Stored data:
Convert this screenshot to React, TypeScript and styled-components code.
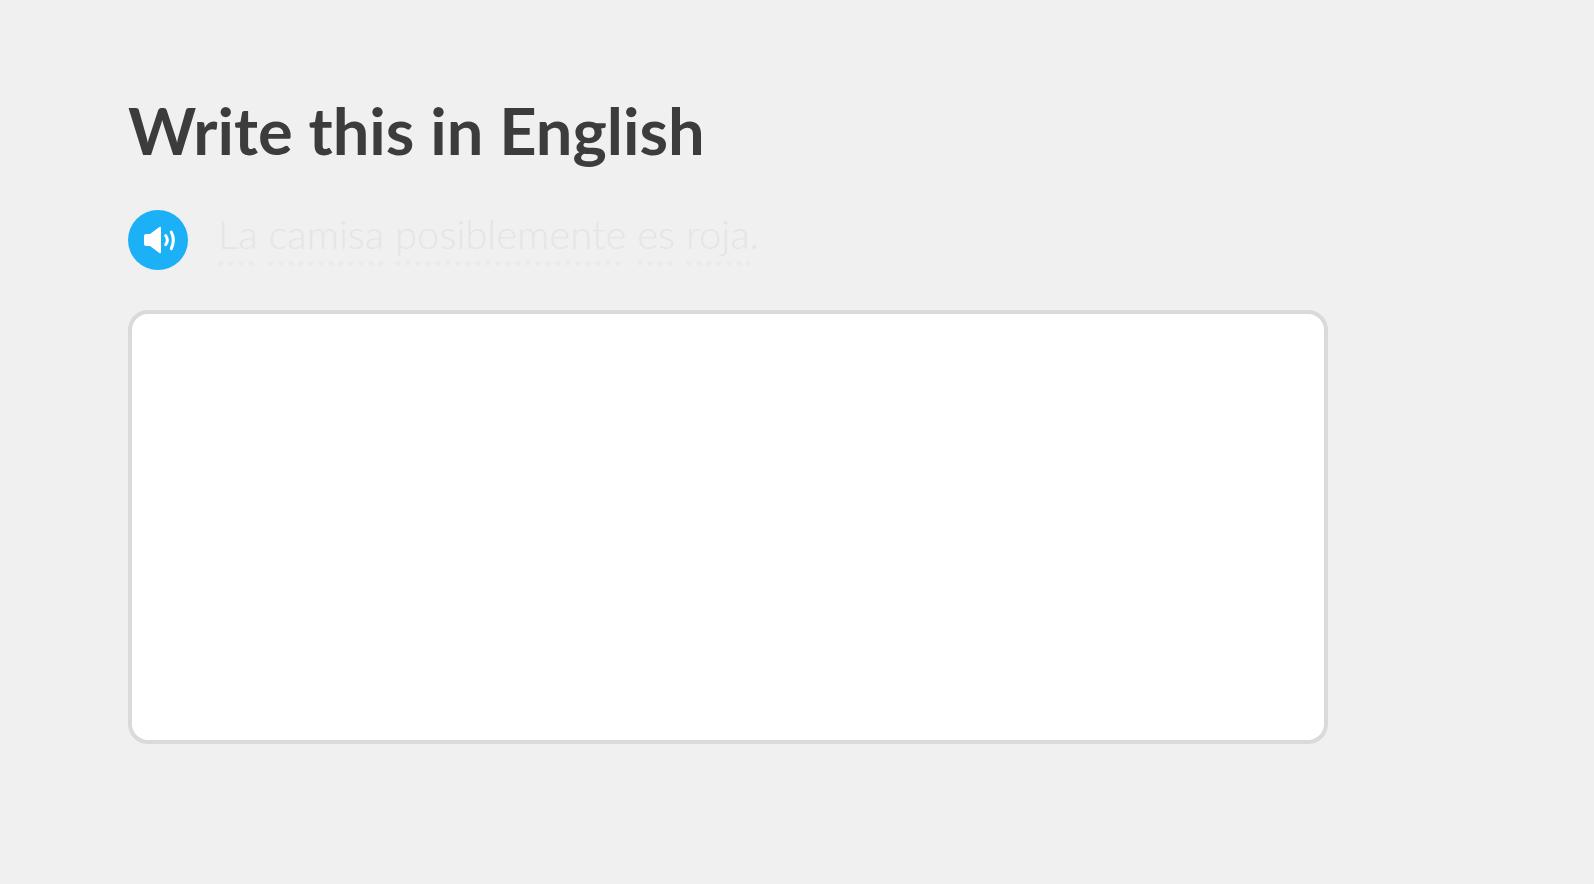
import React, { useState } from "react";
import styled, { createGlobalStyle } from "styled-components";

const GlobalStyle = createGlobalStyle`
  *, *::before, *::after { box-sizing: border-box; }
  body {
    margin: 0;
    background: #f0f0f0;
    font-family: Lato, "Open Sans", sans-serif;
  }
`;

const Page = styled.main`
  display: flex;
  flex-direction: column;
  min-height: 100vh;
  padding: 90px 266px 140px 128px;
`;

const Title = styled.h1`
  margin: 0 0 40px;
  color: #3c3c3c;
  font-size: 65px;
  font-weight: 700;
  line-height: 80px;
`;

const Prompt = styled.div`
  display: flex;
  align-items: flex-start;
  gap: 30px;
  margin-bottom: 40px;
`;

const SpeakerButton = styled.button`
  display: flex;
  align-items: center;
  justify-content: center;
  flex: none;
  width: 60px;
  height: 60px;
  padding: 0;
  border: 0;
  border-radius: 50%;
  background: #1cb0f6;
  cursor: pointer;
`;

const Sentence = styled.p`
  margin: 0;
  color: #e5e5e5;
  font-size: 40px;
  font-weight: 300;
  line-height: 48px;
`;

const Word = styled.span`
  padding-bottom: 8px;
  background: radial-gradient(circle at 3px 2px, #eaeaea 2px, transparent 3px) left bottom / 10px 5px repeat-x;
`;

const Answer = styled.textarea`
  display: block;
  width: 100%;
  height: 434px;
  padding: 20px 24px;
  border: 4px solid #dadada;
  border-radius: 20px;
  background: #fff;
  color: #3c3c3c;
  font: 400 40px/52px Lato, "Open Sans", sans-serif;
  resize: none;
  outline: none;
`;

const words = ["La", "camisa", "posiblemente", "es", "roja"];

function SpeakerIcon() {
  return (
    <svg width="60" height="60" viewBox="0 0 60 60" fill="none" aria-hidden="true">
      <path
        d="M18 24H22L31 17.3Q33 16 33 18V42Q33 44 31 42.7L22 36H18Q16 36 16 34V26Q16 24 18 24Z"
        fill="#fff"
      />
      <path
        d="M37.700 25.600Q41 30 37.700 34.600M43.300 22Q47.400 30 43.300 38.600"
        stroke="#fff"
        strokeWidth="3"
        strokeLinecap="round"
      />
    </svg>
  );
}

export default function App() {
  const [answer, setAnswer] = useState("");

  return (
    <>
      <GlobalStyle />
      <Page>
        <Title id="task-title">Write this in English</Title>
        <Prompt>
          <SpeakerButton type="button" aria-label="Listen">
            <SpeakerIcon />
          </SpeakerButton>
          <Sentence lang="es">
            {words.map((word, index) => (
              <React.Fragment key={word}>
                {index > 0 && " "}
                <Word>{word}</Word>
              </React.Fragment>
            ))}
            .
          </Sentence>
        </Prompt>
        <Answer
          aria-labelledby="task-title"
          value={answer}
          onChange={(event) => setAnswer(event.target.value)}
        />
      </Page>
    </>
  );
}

Problem to solve:
Leave the pictures out and reproduce exactly the lines from the top of the listing above through the line with "const [answer, setAnswer]".

Exercise solution:
Convert this screenshot to React, TypeScript and styled-components code.
import React, { useState } from "react";
import styled, { createGlobalStyle } from "styled-components";

const GlobalStyle = createGlobalStyle`
  *, *::before, *::after { box-sizing: border-box; }
  body {
    margin: 0;
    background: #f0f0f0;
    font-family: Lato, "Open Sans", sans-serif;
  }
`;

const Page = styled.main`
  display: flex;
  flex-direction: column;
  min-height: 100vh;
  padding: 90px 266px 140px 128px;
`;

const Title = styled.h1`
  margin: 0 0 40px;
  color: #3c3c3c;
  font-size: 65px;
  font-weight: 700;
  line-height: 80px;
`;

const Prompt = styled.div`
  display: flex;
  align-items: flex-start;
  gap: 30px;
  margin-bottom: 40px;
`;

const SpeakerButton = styled.button`
  display: flex;
  align-items: center;
  justify-content: center;
  flex: none;
  width: 60px;
  height: 60px;
  padding: 0;
  border: 0;
  border-radius: 50%;
  background: #1cb0f6;
  cursor: pointer;
`;

const Sentence = styled.p`
  margin: 0;
  color: #e5e5e5;
  font-size: 40px;
  font-weight: 300;
  line-height: 48px;
`;

const Word = styled.span`
  padding-bottom: 8px;
  background: radial-gradient(circle at 3px 2px, #eaeaea 2px, transparent 3px) left bottom / 10px 5px repeat-x;
`;

const Answer = styled.textarea`
  display: block;
  width: 100%;
  height: 434px;
  padding: 20px 24px;
  border: 4px solid #dadada;
  border-radius: 20px;
  background: #fff;
  color: #3c3c3c;
  font: 400 40px/52px Lato, "Open Sans", sans-serif;
  resize: none;
  outline: none;
`;

const words = ["La", "camisa", "posiblemente", "es", "roja"];

function SpeakerIcon() {
  return (
    <svg width="60" height="60" viewBox="0 0 60 60" fill="none" aria-hidden="true">
      <path
        d="M18 24H22L31 17.3Q33 16 33 18V42Q33 44 31 42.7L22 36H18Q16 36 16 34V26Q16 24 18 24Z"
        fill="#fff"
      />
      <path
        d="M37.700 25.600Q41 30 37.700 34.600M43.300 22Q47.400 30 43.300 38.600"
        stroke="#fff"
        strokeWidth="3"
        strokeLinecap="round"
      />
    </svg>
  );
}

export default function App() {
  const [answer, setAnswer] = useState("");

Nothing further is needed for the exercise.